Re: Using the today() function in a data null step.

[ Edited ]

If you used the code in the answered that is marked as correct there is no macro variable created by that code. You could add a CALL SYMPUTX() statement to make one if you want.  

 

Note that SAS dates are number of days. So no need to use the INTNX() function to add/subtract days.

You can use the automatic macro variable SYSDATE9 which should have the date the SAS session started in DATE9 format.  If you have long running sessions that could span multiple days and you really need the date that this block of code started then you could use the DATE() function (or it's alias the TODAY() function).

%let bcfend = &sysdate9;
%let days = 8;
data _null_;
  call symputx('bcfstart',put("&bcfend"d - &days,date9.));
run;
title3 "Date range &bcfstart to &bcfend";

 If you are running inside of a macro that is ended before your TITLE statement runs then you might need to add the optional third parameter to make sure it generates a GLOBAL macro variable.  Without that if the macro variable does not already exist then CALL SYMPUTX() will make it in the symbol table for the macro and it will disappear when the macro finishes running.

Super User
Super User
Posts: 7,401

Re: Using the today() function in a data null step.

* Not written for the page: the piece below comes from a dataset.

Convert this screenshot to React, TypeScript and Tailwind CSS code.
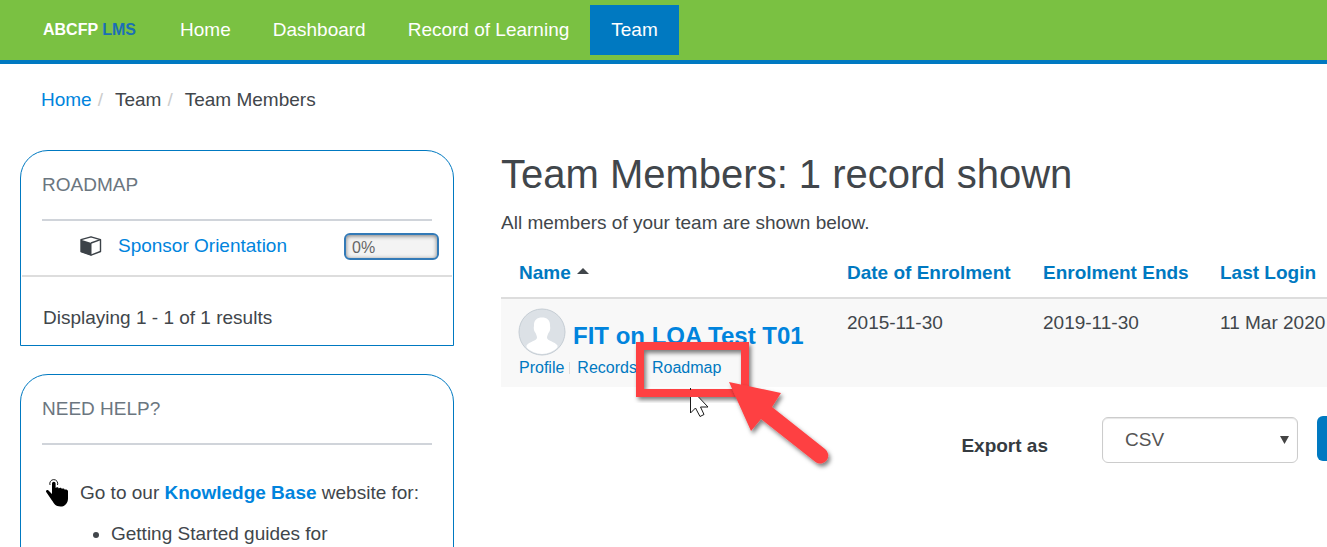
import { ReactNode } from 'react';

const navLinks = [
  { label: 'Home', active: false },
  { label: 'Dashboard', active: false },
  { label: 'Record of Learning', active: false },
  { label: 'Team', active: true },
]

const members = [
  { name: 'FIT on LOA Test T01', enrolled: '2015-11-30', ends: '2019-11-30', lastLogin: '11 Mar 2020' },
]

const CubeIcon = () => (
  <svg className="h-5 w-[22px] shrink-0" viewBox="0 0 22 20" aria-hidden="true">
    <path d="M1 3.700 11 .8 20.500 3.700v11.800L11 19.200 1 15.500z" fill="#fff" stroke="#3c4248" strokeWidth="1.400" strokeLinejoin="round" />
    <path d="M1 3.700 11.500 7v12.500L1 16z" fill="#3c4248" />
    <path d="M11 7 20.500 3.700" stroke="#3c4248" strokeWidth="1.400" />
  </svg>
)

const TapIcon = () => (
  <svg className="h-7 w-6 shrink-0" viewBox="0 0 24 28" aria-hidden="true">
    <path d="M5 6a4 4 0 1 1 7.500 0" fill="none" stroke="#222" strokeWidth="1" />
    <path
      d="M7 4.500a1.800 1.800 0 0 1 3.600 0V9c.6-1.200 3-1 3.200.4.800-1 2.900-.7 3.100.5.700-.8 2.700-.5 2.800.8.800-.5 3.300-.2 3.300 1.500v7.200c0 4-2.500 8.100-7.500 8.100-5 0-6.500-3-8.500-6L1.200 13c-.8-1.500 1-2.700 2.300-1.500L7 15z"
      fill="#000"
    />
  </svg>
)

const Avatar = () => (
  <svg className="h-12 w-12 shrink-0" viewBox="0 0 48 48" aria-hidden="true">
    <clipPath id="face">
      <circle cx="24" cy="24" r="22" />
    </clipPath>
    <circle cx="24" cy="24" r="23" fill="#dce1e6" stroke="#c5cdd4" />
    <path
      clipPath="url(#face)"
      d="M16 17c0-5 3-7.500 8-7.500s8 2.500 8 7.500c0 2 .5 2.500 0 5-.5 2-1.500 2.500-2 4-.5 1.700-1 2.200-1 3.500 0 3.500 8 4 10.500 8V48h-31V37.500c2.500-4 10.500-4.500 10.500-8 0-1.300-.5-1.800-1-3.500-.5-1.500-1.500-2-2-4-.5-2.500 0-3 0-5z"
      fill="#fff"
    />
  </svg>
)

// red frame, arrow and mouse pointer that lie over the Roadmap link
const Callout = () => (
  <svg className="pointer-events-none absolute -left-[22px] -top-5 z-10 h-[150px] w-[220px] max-w-none" viewBox="0 0 220 150" aria-hidden="true">
    <defs>
      <filter id="shadow" x="-20%" y="-20%" width="140%" height="140%">
        <feDropShadow dx="2" dy="3" stdDeviation="2" floodColor="#000" floodOpacity="0.5" />
      </filter>
    </defs>
    <rect x="10" y="10" width="105" height="47" fill="none" stroke="#fe4043" strokeWidth="8" filter="url(#shadow)" />
    <path d="M60.500 61V77l5-5 4.500 8.500 4-2-3.500-7.500h7.500L68.500 61z" fill="#fff" />
    <path d="M60.500 61V77l5-5 4.500 8.500 4-2-3.500-7.500h7.500L68.500 61" fill="none" stroke="#1b1b1b" />
    <path d="M60.500 52v2" stroke="#1b1b1b" />
    <path d="M99 46l52 11-9 14 53 42a7.800 7.800 0 0 1-9.500 13L131 83l-10 12z" fill="#fe4043" filter="url(#shadow)" />
  </svg>
)

const Card = ({ title, children }: { title: string; children: ReactNode }) => (
  <section className="rounded-t-[28px] border border-[#0079c1] pt-5">
    <h2 className="mx-[21px] border-b-2 border-[#d0d4da] pb-5 leading-7 text-[#6b7680]">{title}</h2>
    {children}
  </section>
)

export default function App() {
  return (
    <div className="h-screen overflow-hidden bg-white font-['Liberation_Sans',Arial,sans-serif] text-[19px] leading-7 text-[#41464b]">
      <header className="flex h-16 items-center border-b-4 border-[#0079c1] bg-[#7ac142] pl-[43px]">
        <a href="#" className="mr-[23px] whitespace-nowrap text-base font-bold text-white">
          ABCFP <span className="text-[#1b6fb5]">LMS</span>
        </a>
        <nav className="flex">
          {navLinks.map((link) => (
            <a
              key={link.label}
              href="#"
              className={
                link.active
                  ? 'flex h-[50px] items-center whitespace-nowrap bg-[#0079c1] px-[21px] text-white'
                  : 'flex h-[50px] items-center whitespace-nowrap px-[21px] text-white'
              }
            >
              {link.label}
            </a>
          ))}
        </nav>
      </header>

      <nav aria-label="Breadcrumb" className="px-[41px] pb-9 pt-[22px]">
        <ol className="flex">
          <li><a href="#" className="text-[#0084dd]">Home</a><span className="pl-[6px] pr-3 text-[#ccc]">/</span></li>
          <li>Team<span className="pl-[6px] pr-3 text-[#ccc]">/</span></li>
          <li>Team Members</li>
        </ol>
      </nav>

      <div className="flex gap-[47px] pl-5">
        <aside className="flex w-[434px] shrink-0 flex-col gap-7">
          <Card title="ROADMAP">
            <div className="mx-px flex h-14 items-center border-b-2 border-[#ddd] pb-1 pl-[58px] pr-[13px]">
              <CubeIcon />
              <a href="#" className="ml-4 flex-1 text-[#0084dd]">Sponsor Orientation</a>
              <div
                role="progressbar"
                aria-label="Sponsor Orientation"
                aria-valuenow={0}
                className="h-[27px] w-[95px] rounded-md border-2 border-[#337ab7] bg-[#f3f3f3] px-[6px] text-base leading-[26px] text-[#666] shadow-[inset_0_1px_4px_rgba(0,0,0,0.5)]"
              >
                0%
              </div>
            </div>
            <p className="px-[22px] pb-[13px] pt-[27px]">Displaying 1 - 1 of 1 results</p>
          </Card>
          <Card title="NEED HELP?">
            <div className="px-6 pt-[34px]">
              <p className="flex items-center gap-[11px]">
                <TapIcon />
                <span>
                  Go to our <a href="#" className="font-bold text-[#0084dd]">Knowledge Base</a> website for:
                </span>
              </p>
              <ul className="list-disc pb-5 pl-[66px] pt-[13px]">
                <li>Getting Started guides for</li>
              </ul>
            </div>
          </Card>
        </aside>

        <main className="min-w-0 flex-1 overflow-hidden">
          <h1 className="whitespace-nowrap text-[40px] leading-[48px]">Team Members: 1 record shown</h1>
          <p className="pb-3 pt-[11px]">All members of your team are shown below.</p>

          <table className="w-full whitespace-nowrap text-left">
            <thead className="border-b-2 border-[#ddd] text-[#0079c1]">
              <tr>
                <th className="w-[328px] py-[10px] pl-[18px]">
                  <a href="#" className="flex items-center gap-[6px]">
                    Name
                    <svg className="mb-1 h-[6px] w-3" viewBox="0 0 12 6" aria-hidden="true">
                      <path d="M0 6 6 0l6 6z" fill="#41464b" />
                    </svg>
                  </a>
                </th>
                <th className="w-[196px] pl-[18px]"><a href="#">Date of Enrolment</a></th>
                <th className="w-[177px] pl-[18px]"><a href="#">Enrolment Ends</a></th>
                <th className="pl-[18px]"><a href="#">Last Login</a></th>
              </tr>
            </thead>
            <tbody>
              {members.map((m) => (
                <tr key={m.name} className="bg-[#f8f8f8] align-top">
                  <td className="pb-[7px] pl-[17px] pt-[9px]">
                    <div className="flex items-end gap-[7px]">
                      <Avatar />
                      <a href="#" className="pb-1 text-2xl font-bold leading-8 text-[#0084dd]">{m.name}</a>
                    </div>
                    <div className="flex pl-px text-base leading-6 text-[#0079c1]">
                      <a href="#">Profile</a>
                      <span className="my-[6px] ml-[5px] mr-[7px] w-px bg-[#ddd]" />
                      <a href="#">Records</a>
                      <span className="relative ml-[15px]">
                        <a href="#">Roadmap</a>
                        <Callout />
                      </span>
                    </div>
                  </td>
                  <td className="pl-[18px] pt-[10px]">{m.enrolled}</td>
                  <td className="pl-[18px] pt-[10px]">{m.ends}</td>
                  <td className="pl-[18px] pt-[10px]">{m.lastLogin}</td>
                </tr>
              ))}
            </tbody>
          </table>

          <form className="flex items-start justify-end pt-[29px]">
            <label htmlFor="format" className="mr-[54px] pt-4 font-bold text-[#353b41]">Export as</label>
            <div className="relative mr-[19px] mt-px">
              <select
                id="format"
                className="h-[46px] w-[196px] appearance-none rounded-md border border-[#ccc] bg-white pl-[22px] text-[#555] shadow-[inset_0_1px_1px_rgba(0,0,0,0.1)]"
              >
                <option>CSV</option>
              </select>
              <svg className="pointer-events-none absolute right-[9px] top-[19px] h-2 w-[9px]" viewBox="0 0 9 8" aria-hidden="true">
                <path d="M0 0h9L4.500 8z" fill="#444" />
              </svg>
            </div>
            <button type="button" aria-label="Export" className="-mr-[70px] h-[45px] w-20 shrink-0 rounded-md bg-[#0079c1]" />
          </form>
        </main>
      </div>
    </div>
  )
}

Doesn't make sense on several levels.  First today() is a base SAS function you can use anywhere, creating a macro variable doesn't make sense here as you can just replace that macro variable with today().  A simple way of doing this is:

data _null_;
  call symputx('bcfstart',today()+8;
run;

Although there really isn't a point in that either as you can just put: today()+8 anywhere you need it for the same effect - i.e. creating code for no reason.